T’as voulu voir le salon.

  Le peuple était gourmand de ces satires chantées. Mieux valait pour leurs auteurs rester anonymes, même quand leur ritournelle paraissait ne pas porter à conséquence ou plutôt ne porter que sur un petit rien de la vie de tous les jours. En 1698, le lieutenant général de police de Paris René-Marc Le Voyer, marquis d’Argenson, décida que les nuits où la lune éclairerait, on ne mettrait que des demi-chandelles dans les 6.000 lanternes installées dans les rues de la capitale. De là vient l’expression « faire des économies de bout de chandelle ». Et bien, si judicieuse, si économe des deniers publics qu’ait été cette mesure, le Parisien, par besoin et par plaisir d’adresser un bras d’honneur à l’autorité, dans les jours qui suivirent l’arrêt du lieutenant de police relatif à la taille des chandelles, le Parisien chantait : « Le Bout de M. D’Argenson se raccourcit avec la lune, il devient un colimaçon, le bout de M. d’Argenson, mais il est plus gros et plus long lorsque paraît au soir la brune, le bout de M. d’Argenson se raccourcit avec la lune. » Tel est l’esprit frondeur, « injuste dans le détail, mais, au total, utile », disait Michelet. Un tiers d’observation, un tiers de fanfaronnade, un tiers de causticité. Plus un tiers d’enfantillage, car il n’y a pas de raison que les Marseillais soient les seuls à pouvoir diviser les choses en quatre tiers.

  Drope moi un mail asap.

  Les goguettes ne sont pas les chansonniers : il ne s’agit pas d’artistes qui se produisent devant un public. Les goguettiers peuvent être à la fois ou plutôt tour à tour sur la scène et dans la salle. Ils se retrouvent dans des estaminets, terme en usage dans le nord, à Lyon, dans des bouchons, ailleurs dans des caboulots, des bistros, des mastroquets ou des guinguettes, vocable dont la presque homophonie a entraîné une durable confusion ; les goguettes ne sont pas des lieux, elles sont des sociétés, des sociétés festives et carnavalesques. Un remarquable et substantiel article de Wikipédia en recense 1.200, durables ou périssables. On y apprend qu’à Paris, en 1902, il y en avait des centaines, et, en France, des milliers, répandues sur tout le territoire et jusque dans des hameaux isolés. Les goguettes par centaines, les goguettiers par milliers ou dizaines de milliers avec leurs réunions hebdomadaires durant des décennies ont produit certainement des dizaines voire des centaines de milliers de chansons. Plusieurs milliers d’entre elles conservées imprimées sont désormais accessibles sur les sites Internet d’ouvrages en ligne comme celui de la BNF.

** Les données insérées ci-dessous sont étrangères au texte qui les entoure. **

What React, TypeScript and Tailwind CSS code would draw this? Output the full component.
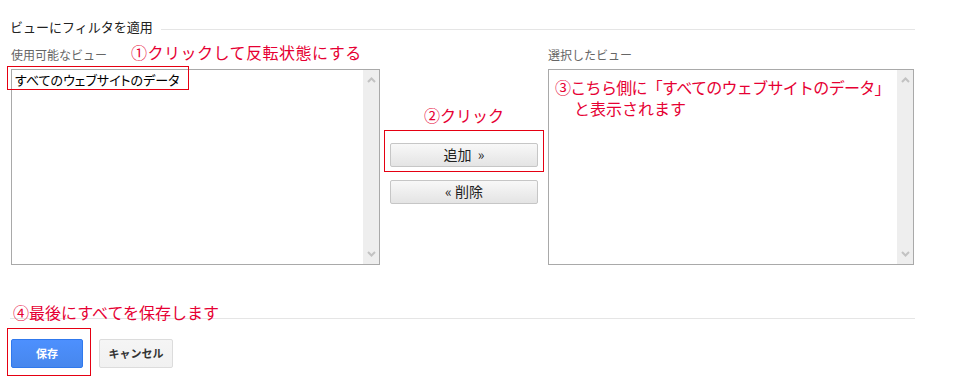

  Macron in the sky with diamonds

Les goguettes ont eu parfois maille à partir avec les autorités, notamment sous Napoléon III, dans les années de l’empire autoritaire, et déjà pendant sa présidence où l’on enregistra plus d’une fermeture administrative. Mais, si les goguettes font de l’actualité politique leur aliment, elles chantent aussi les jours avec et les jours sans, les métiers, les patrons, les propriétaires, les choses de la vie ; on en a le témoignage dans L’Enfant de Jules Vallès : « Le dimanche, nous allions dans une goguette, la Lyre chansonnière ou les Enfants du Luth : je ne me rappelle plus bien. Je m’ennuyais un peu quand on chantait des gaudrioles ; mais on disait tout à coup : "C’est Festeau, c’est Gille." Et il me semblait entendre dans le lointain la batterie sourde d’un tambour républicain, puis la batterie était plus claire, Gille entonnait, et cette musique tirait à pleines volées sur mon cœur.
Je ne sais pas cependant, si je ne préfère pas aux chansons qui parlent de ceux qui vont se battre et mourir, les chansons de batteur de blé ou de forgeron, qu’un grand mécanicien, qui a l’air doux comme un agneau, mais fort comme un bœuf, chante à pleine voix. Il parle de la poésie de l’atelier, – le grondement et le brasier, – il parle de la ménagère qui dit : "Courage, mon homme, – travaille, – c’est pour le moutard."
À un moment, le chanteur baisse la voix. "Fermez la fenêtre, dit quelqu’un." Et l’on salue au refrain : le drapeau que le peuple avait à Saint-Merry en 1832, lors de l’insurrection républicaine. »

  Ça balance pas mal

  Les goguettes ne sont pas mortes, et de nouvelles sociétés goguettières se retrouvent, notamment à Paris, au Limonaire, sur la péniche El Alamein, à Saint Bonnet près de Riom, dans le Puy de Dôme, où se réunit la goguette du Gamounet, à Brioude, dans la Haute Loire, à Dunkerque où les goguettes ont toujours été actives, à Toulouse, où la société Ta mère la goguette se réunit au bar Le Barboteur. Nos interprètes de cette dernière émission de 2020, Les Goguettes en trio mais à quatre attendent de pouvoir honorer les engagements nombreux que leur ont valu les chansons du confinement et d’avant. Vous trouverez ci-dessous le lien avec leur site, donc les dates de leur tournée telles qu’on peut les espérer aujourd’hui, la référence de leur disque, dont ils m’ont autorisé à diffuser les chansons que vous avez entendues et les quatre brèves qu’ils m’ont confiées.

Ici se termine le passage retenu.